Afterwards, I explained to another group of friends, “It would be like paying that much money to attend the concert. And I wouldn’t be willing to pay it, so I had to sell the ticket.”

They nodded. “That’s very rational of you,” one of them said. I got the feeling he was teasing me.

It was the rational decision, right? But I knew that I hadn’t accounted for everything. Yes, there was the money, but there was also the value of spending an evening with my other two friends who were still able to go, and the value of not letting them down; there was the feeling of being young and surrounded by magic; there was the inevitable march of time, how I could probably see Olivia again in the future but it wouldn’t be quite the same. I couldn’t quantify any of these things meaningfully. But to deny their significance, to only focus on the measurable aspects of the decision, that didn’t seem correct either.


This sort of thinking is the kind I’ve only learned to do in the last several years. Growing up, I didn’t approach my decisions as some math problem modeling the world. I had a vague goal and some immediate desires and then I did stuff based on what I wanted short-term and what I wanted long-term.

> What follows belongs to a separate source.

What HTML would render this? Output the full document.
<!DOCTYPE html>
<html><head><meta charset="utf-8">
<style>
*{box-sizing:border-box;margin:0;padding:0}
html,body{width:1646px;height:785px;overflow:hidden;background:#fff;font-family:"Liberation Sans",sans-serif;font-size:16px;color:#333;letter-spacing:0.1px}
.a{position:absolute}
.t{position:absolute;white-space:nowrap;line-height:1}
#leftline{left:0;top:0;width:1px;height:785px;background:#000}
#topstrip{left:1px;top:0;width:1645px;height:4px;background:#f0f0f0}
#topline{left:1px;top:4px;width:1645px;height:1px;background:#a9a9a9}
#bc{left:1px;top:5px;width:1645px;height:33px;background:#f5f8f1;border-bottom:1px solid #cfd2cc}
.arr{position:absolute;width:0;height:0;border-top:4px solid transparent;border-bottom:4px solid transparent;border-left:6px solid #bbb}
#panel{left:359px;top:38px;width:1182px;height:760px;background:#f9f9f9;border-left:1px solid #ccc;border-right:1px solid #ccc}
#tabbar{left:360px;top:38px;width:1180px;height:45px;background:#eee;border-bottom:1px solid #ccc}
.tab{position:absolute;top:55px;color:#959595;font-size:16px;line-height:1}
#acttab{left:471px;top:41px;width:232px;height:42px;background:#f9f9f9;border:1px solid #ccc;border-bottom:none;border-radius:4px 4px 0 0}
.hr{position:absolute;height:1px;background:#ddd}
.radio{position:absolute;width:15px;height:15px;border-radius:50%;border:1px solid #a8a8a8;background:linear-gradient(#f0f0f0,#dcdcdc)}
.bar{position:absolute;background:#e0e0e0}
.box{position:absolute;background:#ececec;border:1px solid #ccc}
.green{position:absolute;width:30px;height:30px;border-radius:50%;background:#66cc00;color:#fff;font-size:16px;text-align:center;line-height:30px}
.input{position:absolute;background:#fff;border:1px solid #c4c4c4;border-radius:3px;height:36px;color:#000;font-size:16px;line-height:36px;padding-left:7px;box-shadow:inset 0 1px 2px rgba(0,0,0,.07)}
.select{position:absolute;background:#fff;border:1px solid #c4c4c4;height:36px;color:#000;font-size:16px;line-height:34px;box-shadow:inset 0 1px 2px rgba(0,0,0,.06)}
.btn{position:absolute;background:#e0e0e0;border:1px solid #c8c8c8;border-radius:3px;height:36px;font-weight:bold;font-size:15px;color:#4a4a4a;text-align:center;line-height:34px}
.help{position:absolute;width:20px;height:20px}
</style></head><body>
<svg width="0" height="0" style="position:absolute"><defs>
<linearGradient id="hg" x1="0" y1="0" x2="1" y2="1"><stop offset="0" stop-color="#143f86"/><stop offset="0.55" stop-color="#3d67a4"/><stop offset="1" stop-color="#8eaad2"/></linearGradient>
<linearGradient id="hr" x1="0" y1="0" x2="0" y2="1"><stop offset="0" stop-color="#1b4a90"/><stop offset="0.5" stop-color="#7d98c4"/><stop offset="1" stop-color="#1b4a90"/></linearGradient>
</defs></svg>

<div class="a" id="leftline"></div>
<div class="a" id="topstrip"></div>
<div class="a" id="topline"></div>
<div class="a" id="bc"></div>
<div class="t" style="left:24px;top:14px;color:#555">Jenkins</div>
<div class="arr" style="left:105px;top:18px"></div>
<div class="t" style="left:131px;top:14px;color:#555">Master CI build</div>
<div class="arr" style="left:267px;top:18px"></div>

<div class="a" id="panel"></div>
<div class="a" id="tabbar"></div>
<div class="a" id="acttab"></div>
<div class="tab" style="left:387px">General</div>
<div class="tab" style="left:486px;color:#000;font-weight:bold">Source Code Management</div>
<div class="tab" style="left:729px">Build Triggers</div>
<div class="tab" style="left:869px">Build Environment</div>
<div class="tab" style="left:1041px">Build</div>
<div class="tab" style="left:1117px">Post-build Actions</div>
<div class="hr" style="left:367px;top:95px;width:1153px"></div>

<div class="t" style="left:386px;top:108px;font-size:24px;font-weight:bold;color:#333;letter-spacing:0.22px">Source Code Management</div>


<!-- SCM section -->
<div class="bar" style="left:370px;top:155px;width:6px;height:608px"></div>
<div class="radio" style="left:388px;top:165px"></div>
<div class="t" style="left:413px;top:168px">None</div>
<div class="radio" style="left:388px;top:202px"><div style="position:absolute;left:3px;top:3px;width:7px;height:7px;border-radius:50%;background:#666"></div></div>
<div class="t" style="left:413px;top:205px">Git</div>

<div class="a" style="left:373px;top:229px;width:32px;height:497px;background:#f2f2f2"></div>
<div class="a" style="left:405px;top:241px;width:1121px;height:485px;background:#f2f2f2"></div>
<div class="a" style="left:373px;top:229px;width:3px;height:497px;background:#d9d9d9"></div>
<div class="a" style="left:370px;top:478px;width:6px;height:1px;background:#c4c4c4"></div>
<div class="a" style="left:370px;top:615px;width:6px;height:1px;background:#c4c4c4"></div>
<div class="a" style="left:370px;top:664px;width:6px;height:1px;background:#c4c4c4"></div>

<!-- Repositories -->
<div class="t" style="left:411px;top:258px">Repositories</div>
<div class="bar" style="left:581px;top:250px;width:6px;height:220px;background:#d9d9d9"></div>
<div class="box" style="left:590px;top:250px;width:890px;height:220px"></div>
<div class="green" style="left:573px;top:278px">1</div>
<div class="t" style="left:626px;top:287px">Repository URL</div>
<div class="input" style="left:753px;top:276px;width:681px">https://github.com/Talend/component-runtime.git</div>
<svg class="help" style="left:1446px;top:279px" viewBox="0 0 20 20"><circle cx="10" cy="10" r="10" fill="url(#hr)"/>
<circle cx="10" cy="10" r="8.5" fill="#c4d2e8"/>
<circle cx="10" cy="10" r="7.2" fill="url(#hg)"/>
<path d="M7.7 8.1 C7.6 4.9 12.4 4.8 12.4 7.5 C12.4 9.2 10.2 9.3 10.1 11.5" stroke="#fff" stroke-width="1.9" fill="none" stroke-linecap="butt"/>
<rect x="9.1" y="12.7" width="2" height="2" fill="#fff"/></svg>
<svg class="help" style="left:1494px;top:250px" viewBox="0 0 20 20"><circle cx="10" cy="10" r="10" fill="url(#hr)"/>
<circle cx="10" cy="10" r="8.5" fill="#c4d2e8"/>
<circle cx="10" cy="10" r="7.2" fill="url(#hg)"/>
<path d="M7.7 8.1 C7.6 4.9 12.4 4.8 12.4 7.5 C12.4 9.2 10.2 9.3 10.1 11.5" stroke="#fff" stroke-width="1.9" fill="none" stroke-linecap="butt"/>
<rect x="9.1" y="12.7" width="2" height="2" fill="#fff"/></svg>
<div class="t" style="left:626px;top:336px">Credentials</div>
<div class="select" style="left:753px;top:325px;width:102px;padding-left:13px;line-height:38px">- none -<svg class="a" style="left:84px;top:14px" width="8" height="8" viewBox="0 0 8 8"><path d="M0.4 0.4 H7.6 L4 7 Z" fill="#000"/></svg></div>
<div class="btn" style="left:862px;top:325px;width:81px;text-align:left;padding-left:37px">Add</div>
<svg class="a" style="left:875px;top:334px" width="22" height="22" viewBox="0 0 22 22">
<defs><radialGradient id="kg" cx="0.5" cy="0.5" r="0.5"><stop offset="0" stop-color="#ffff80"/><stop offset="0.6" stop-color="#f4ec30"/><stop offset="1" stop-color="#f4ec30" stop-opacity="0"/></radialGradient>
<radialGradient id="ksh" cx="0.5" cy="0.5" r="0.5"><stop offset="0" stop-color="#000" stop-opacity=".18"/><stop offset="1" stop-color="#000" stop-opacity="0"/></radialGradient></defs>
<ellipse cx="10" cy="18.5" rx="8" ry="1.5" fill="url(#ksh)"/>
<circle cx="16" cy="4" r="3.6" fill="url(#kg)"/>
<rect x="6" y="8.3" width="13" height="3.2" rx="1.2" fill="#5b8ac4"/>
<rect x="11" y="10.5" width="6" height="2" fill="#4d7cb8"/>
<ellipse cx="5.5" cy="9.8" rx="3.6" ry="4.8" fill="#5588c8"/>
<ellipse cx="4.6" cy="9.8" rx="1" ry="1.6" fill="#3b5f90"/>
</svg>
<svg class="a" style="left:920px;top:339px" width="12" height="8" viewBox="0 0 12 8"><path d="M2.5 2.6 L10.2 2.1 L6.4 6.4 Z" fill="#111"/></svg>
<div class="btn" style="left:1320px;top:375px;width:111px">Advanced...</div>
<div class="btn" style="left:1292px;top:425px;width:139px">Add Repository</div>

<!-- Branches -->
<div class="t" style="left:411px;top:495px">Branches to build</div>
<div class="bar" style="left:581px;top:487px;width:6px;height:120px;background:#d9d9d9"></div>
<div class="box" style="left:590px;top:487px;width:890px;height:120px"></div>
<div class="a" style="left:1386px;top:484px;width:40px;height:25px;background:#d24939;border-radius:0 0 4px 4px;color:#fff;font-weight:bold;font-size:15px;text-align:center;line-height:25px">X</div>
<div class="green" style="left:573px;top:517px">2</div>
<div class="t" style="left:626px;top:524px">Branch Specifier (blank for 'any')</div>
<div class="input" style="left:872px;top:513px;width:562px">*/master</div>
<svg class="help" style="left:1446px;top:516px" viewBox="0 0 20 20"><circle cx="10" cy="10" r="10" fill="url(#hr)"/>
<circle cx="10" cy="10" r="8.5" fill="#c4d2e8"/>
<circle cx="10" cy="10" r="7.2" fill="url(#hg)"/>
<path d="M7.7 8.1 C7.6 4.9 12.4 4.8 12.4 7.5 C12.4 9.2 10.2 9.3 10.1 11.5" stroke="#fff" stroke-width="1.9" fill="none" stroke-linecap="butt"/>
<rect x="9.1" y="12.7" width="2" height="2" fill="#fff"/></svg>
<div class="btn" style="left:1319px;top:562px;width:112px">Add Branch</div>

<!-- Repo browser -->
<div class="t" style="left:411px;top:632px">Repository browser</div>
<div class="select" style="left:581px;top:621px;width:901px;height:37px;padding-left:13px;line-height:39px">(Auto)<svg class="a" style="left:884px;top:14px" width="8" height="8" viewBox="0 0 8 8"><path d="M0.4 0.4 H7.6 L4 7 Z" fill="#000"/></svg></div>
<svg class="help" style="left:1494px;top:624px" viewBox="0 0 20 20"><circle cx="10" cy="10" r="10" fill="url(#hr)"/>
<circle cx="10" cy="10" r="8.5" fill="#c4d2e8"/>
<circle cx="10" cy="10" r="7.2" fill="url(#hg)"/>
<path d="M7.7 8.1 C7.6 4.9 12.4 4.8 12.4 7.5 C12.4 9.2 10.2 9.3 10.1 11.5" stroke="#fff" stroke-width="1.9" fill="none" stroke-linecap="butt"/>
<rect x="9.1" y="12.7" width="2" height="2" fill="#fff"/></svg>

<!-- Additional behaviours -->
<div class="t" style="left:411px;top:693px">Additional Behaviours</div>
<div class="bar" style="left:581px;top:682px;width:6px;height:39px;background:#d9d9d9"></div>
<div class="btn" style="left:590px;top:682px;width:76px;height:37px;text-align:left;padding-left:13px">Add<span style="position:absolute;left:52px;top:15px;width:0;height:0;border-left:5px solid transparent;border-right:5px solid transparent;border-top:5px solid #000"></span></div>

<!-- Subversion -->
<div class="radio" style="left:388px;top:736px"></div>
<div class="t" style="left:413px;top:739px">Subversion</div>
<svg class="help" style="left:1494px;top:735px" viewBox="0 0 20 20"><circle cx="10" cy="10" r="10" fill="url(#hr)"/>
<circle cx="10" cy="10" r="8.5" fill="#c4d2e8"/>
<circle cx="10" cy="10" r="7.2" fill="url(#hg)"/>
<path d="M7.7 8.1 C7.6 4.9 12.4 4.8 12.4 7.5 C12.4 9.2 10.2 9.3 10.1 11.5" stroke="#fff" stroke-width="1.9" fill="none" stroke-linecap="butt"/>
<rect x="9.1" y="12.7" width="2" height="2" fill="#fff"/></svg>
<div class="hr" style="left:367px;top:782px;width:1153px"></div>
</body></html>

It was only after I got to MIT that I started framing my decisions around expected value, variance, risks and benefits. I can’t pinpoint a single instance that propelled me to do this. But I was tired of my own poor decision-making, which had led me to stay too long in mediocre relationships and take risks that weren’t worth the upside and invest time in activities that weren’t benefitting me. And I was surrounded by math majors.

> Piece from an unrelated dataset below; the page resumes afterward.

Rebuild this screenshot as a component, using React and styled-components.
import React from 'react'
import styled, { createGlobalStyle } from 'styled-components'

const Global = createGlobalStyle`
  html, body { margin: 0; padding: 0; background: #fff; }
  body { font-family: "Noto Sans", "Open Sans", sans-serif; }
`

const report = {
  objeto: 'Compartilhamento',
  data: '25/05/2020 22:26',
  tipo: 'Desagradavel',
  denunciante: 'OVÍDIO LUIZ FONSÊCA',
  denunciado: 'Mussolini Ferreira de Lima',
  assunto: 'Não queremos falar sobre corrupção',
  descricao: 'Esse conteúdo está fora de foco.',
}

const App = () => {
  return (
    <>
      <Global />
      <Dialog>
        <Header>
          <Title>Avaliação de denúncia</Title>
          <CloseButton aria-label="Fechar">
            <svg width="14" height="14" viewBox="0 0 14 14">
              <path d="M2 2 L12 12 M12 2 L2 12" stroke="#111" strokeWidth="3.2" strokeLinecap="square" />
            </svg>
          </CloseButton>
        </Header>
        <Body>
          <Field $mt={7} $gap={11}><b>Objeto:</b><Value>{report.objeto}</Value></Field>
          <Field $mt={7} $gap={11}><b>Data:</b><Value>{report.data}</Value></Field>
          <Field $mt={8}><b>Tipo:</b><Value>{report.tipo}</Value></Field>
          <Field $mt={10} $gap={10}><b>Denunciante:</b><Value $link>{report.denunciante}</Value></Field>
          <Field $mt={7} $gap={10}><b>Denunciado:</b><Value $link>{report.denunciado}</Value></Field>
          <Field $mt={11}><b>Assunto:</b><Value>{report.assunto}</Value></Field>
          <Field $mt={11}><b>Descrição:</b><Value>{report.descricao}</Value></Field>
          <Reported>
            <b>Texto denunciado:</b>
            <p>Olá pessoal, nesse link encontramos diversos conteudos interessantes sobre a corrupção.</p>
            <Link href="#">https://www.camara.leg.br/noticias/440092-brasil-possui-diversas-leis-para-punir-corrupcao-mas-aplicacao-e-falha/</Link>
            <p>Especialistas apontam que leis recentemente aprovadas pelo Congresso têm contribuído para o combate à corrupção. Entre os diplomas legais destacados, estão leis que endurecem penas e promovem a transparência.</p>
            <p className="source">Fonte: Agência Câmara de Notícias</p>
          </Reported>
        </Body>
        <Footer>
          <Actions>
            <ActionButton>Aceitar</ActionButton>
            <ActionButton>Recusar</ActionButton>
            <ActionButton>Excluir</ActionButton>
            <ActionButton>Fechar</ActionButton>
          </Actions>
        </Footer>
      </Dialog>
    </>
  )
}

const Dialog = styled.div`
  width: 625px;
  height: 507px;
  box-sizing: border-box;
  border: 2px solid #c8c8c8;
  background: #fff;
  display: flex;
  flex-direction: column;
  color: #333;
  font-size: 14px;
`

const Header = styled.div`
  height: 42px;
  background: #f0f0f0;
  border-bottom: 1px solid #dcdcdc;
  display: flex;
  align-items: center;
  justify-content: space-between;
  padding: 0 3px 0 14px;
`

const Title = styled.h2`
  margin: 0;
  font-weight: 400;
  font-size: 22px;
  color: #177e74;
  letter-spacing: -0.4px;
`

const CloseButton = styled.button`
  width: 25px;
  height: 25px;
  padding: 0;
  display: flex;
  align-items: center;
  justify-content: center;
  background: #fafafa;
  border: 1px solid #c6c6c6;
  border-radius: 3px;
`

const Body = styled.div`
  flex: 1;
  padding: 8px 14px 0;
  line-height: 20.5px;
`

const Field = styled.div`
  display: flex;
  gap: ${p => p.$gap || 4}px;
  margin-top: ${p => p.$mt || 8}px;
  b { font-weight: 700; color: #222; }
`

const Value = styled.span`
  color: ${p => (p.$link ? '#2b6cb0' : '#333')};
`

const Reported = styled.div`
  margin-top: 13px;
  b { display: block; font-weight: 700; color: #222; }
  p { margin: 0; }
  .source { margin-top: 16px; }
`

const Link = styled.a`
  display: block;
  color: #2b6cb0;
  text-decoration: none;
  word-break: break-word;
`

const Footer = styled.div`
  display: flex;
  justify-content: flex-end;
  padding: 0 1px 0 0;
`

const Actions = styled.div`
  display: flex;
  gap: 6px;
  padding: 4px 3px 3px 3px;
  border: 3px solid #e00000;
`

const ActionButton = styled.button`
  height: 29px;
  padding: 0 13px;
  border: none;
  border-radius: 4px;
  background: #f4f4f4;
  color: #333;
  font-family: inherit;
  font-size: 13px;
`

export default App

A few days ago (to clarify, a few days ago as of the moment I am drafting this blog post; because I made the observation that my time at the beginning of the semester is less precious than the time in the middle, I pen this on September 8th but intend to publish on October 20th. Again, a decision that prioritizes measurable factors and ignores things like the instant gratification I receive from publishing as soon as I generate the last syllable of this post), two of my friends were talking about where we should allocate money to do the most good. One of them proposed bike lanes in Cambridge, which would likely prevent some deaths or injuries and also make the city more pleasant overall.

“If we want to be doing the most good, we should probably donate our money to malaria prevention,” I said. Then I opened GiveWell.org and showed it to my friends, explaining that this was a website that optimized for impact and, since our dollars would go a much longer way in some other countries vs. the United States, by donating the same amount, we would be making much more of an impact.

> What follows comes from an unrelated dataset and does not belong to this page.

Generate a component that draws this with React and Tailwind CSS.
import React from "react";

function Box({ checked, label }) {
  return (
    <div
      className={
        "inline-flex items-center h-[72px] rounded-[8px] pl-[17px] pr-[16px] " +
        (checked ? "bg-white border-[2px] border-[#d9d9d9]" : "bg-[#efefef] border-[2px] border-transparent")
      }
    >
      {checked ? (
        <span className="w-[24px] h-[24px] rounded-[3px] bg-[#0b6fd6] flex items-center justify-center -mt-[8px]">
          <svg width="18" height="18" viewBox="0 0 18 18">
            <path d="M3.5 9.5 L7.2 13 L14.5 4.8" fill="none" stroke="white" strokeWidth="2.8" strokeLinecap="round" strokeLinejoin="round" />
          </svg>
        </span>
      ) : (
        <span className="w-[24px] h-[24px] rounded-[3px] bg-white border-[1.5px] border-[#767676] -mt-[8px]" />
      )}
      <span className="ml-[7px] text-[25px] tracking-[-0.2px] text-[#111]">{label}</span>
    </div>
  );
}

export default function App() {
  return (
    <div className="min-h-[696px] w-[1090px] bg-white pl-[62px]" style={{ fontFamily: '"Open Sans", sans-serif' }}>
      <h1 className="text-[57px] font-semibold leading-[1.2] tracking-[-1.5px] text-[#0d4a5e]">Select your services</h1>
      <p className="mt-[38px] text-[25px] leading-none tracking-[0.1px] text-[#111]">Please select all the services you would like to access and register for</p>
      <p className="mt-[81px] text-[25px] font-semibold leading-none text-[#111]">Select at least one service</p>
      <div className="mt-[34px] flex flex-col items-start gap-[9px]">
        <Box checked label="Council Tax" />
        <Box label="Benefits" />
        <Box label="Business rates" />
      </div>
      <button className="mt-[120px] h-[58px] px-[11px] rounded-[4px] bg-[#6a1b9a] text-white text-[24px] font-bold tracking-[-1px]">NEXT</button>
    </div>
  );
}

This was something I had learned about from the time I had spent in an Effective Altruism fellowship. Effective Altruism is, according to Wikipedia, “a philosophical and social movement that advocates ‘using evidence and reason to figure out how to benefit others as much as possible, and taking action on that basis.'” Honestly, I didn’t go to that many of the meetings, nor did I find the time to read the free books that they had sent me, although they look interesting and I would one day like to read them.

“But donating to malaria prevention doesn’t account for everything, right?” I continued. “Like, it probably personally benefits me more to have nice bike lanes in Cambridge than to improve the lives of some people I would never meet. I am more emotionally invested in the members of my own community. If I were purely rational, I would weigh everyone’s lives equally.”

(I internally cringed at the last sentence, because when I hear people describe themselves as rational it has usually been from a man trying to undermine the experiences of a woman and not being rational at all, just sexist.)

But I don’t think it should be a foregone conclusion, that we should act as entirely rational agents. It is not bad to rely on emotional epistemology. It matters to me that nice bike lanes mean that I, and other college students like me, run less risk of getting hit by a car while cycling, even if the amount of money spent on this project could have been spent on saving more lives from a higher-risk threat.


I saw a Reddit screenshot a while ago about a high-earning software engineer who paid someone to clean his apartment, someone to wash his clothes, someone to cook for him . . . it made sense, right? His time was valuable and his money was abundant. But what amount of his own life was he actually living?

That’s the real problem, isn’t it? So much of life is about that which is unquantifiable. I can pay a nanny to take care of my screaming kid, but will I be missing out on the immeasurable fulfillment and joy that comes from raising a child? I can donate money to a faraway organization instead of one in my own community, but then will I be depriving myself of the satisfaction that comes from uplifting those around me? Aren’t these feelings and experiences the ones that make life so incredible, not the rational knowledge that I have helped save some number of people?

But that’s, of course, not to say that it’s bad to quantify things and act rationally, against my emotional interests. When I sold that Olivia Rodrigo concert ticket, I made the correct financial choice for myself, even if my heart yearned to hear her sing driver’s license onstage. My heart often wants frivolous or unhelpful things. It’s usually best to ignore it.

As I move forward and am required to make more and more decisions with higher stakes and longer-lasting consequences, I’m not sure how to reconcile these two modes of thinking. I’m not sure if anybody has figured out a decision-making framework that truly accommodates all the nuances of living (if you know of one, please tell me!). Maybe we are all just stumbling in the dark, or as Nick Carraway once said: so we beat on, boats against the current.